Je ne le crois pas et, d'ailleurs, contrairement à Sissi et Isad, ce court récit fut, pour moi, un "résumé" très pertinent et, souvent, très juste de la vie de nombre de femmes et, ce, quelle que soit l'époque.

J'en ai aimé toute la douceur qui se dégage de l'écriture de l'auteure, un petit "bonbon" littéraire tendre à savourer après d'autres récits bien difficiles!

Provisette1 - - 12 ans - 2 août 2013


Bribes de la vie ordinaire d’une femme d’armateur au XVIIe siècle 4 étoiles

Ce curieux petit récit de 130 pages en gros caractères est une sorte de bref documentaire sur la vie d’une femme flamande pendant les mois de novembre et décembre 1667. C’est intéressant, mais cela n’en fait pas un roman.

Magdalena, fille puis femme d’un armateur hollandais tient son journal.
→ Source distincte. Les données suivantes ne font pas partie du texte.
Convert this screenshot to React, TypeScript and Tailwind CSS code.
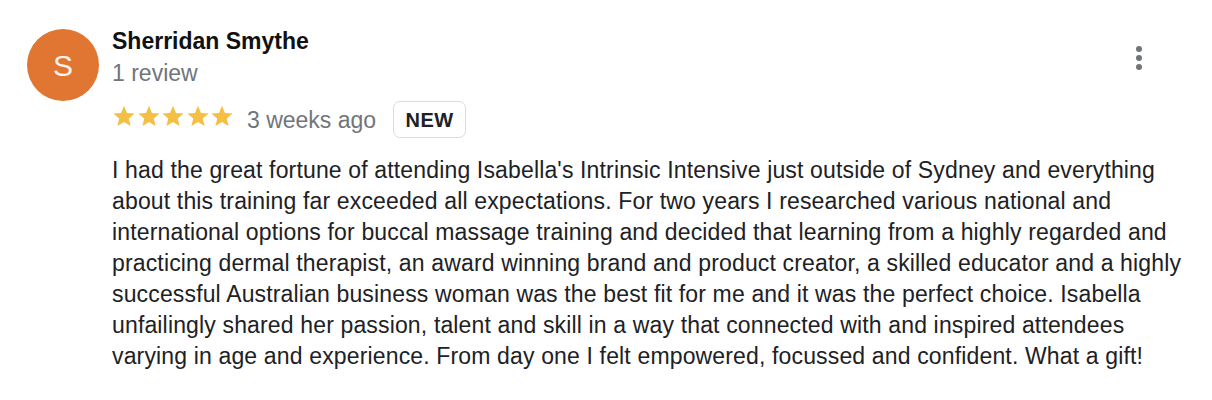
import React from "react";

const Star = () => (
  <svg width="24" height="24" viewBox="0 0 24 24" className="block">
    <path
      fill="#f4bf42"
      d="M12 1.8l2.95 7.1 7.65.6-5.83 5 1.8 7.5L12 18l-6.57 4 1.8-7.5-5.83-5 7.65-.6z"
    />
  </svg>
);

export default function App() {
  return (
    <div
      className="w-[1212px] h-[400px] bg-white relative"
      style={{ fontFamily: '"Liberation Sans", Arial, sans-serif' }}
    >
      <div className="flex pl-[27px] pt-[26px]">
        <div className="w-[72px] h-[72px] mt-[3px] rounded-full bg-[#e07631] flex items-center justify-center text-[#fdf3ec] text-[30px] shrink-0">
          S
        </div>
        <div className="ml-[13px]">
          <div className="text-[23px] font-bold text-[#111] leading-[30px]">
            Sherridan Smythe
          </div>
          <div className="text-[23px] text-[#70757a] leading-[30px] mt-[2px]">
            1 review
          </div>
          <div className="flex items-center mt-[13px] h-[37px]">
            <div className="flex gap-[0.5px] self-start mt-[3px]">
              <Star />
              <Star />
              <Star />
              <Star />
              <Star />
            </div>
            <span className="ml-[13px] text-[23px] leading-[30px] text-[#70757a]">3 weeks ago</span>
            <span className="ml-[17px] h-[37px] w-[73px] border border-[#dadce0] rounded-[7px] flex items-center justify-center text-[20px] font-bold text-[#202124] tracking-[0.5px]">
              NEW
            </span>
          </div>
          <p className="w-[1082px] mt-[17px] text-[23px] leading-[31px] tracking-[0.15px] text-[#202124]">
            I had the great fortune of attending Isabella's Intrinsic Intensive just outside of Sydney and everything about this training far exceeded all expectations. For two years I researched various national and international options for buccal massage training and decided that learning from a highly regarded and practicing dermal therapist, an award winning brand and product creator, a skilled educator and a highly successful Australian business woman was the best fit for me and it was the perfect choice. Isabella unfailingly shared her passion, talent and skill in a way that connected with and inspired attendees varying in age and experience. From day one I felt empowered, focussed and confident. What a gift!
          </p>
        </div>
      </div>
      <div className="absolute left-[1136px] top-[46px] flex flex-col gap-[3px]">
        <span className="w-[6px] h-[6px] rounded-full bg-[#70757a]" />
        <span className="w-[6px] h-[6px] rounded-full bg-[#70757a]" />
        <span className="w-[6px] h-[6px] rounded-full bg-[#70757a]" />
      </div>
    </div>
  );
}
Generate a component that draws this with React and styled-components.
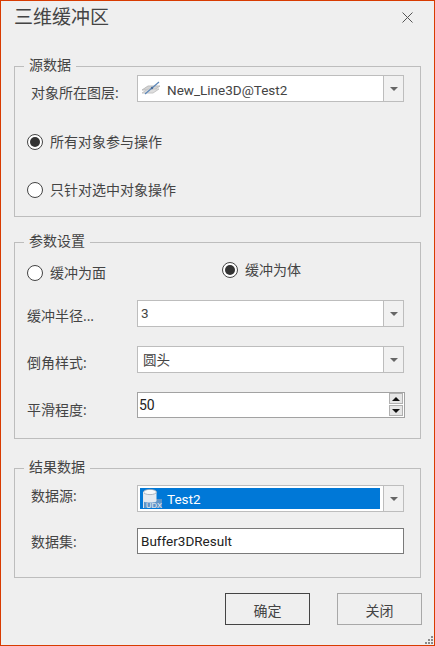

Elle a fait peindre son portrait, comme d’autres commerçants mais de dos, car son mari a décidé de ne plus fréquenter son lit depuis que son dernier accouchement a failli lui faire perdre la vie. Elle comprend son désir de ne pas la perdre car elle est de bon conseil mais est désolée de ne partager leurs étreintes et craint qu’il ne fréquente des prostituées. Le livre est écrit sous la forme d’un journal où elle nous raconte son enfance avec ses sœurs. Elle relate que comme elle avait le goût pour le commerce, elle a aidé son père, étant la fille aînée. Elle a rencontré les yeux d’un capitaine en second qui sera son futur mari qui reprendra l’affaire familiale. Elle parle de ses enfants et de des domestiques ainsi que des risques de l’entreprise avec les naufrages et les corsaires.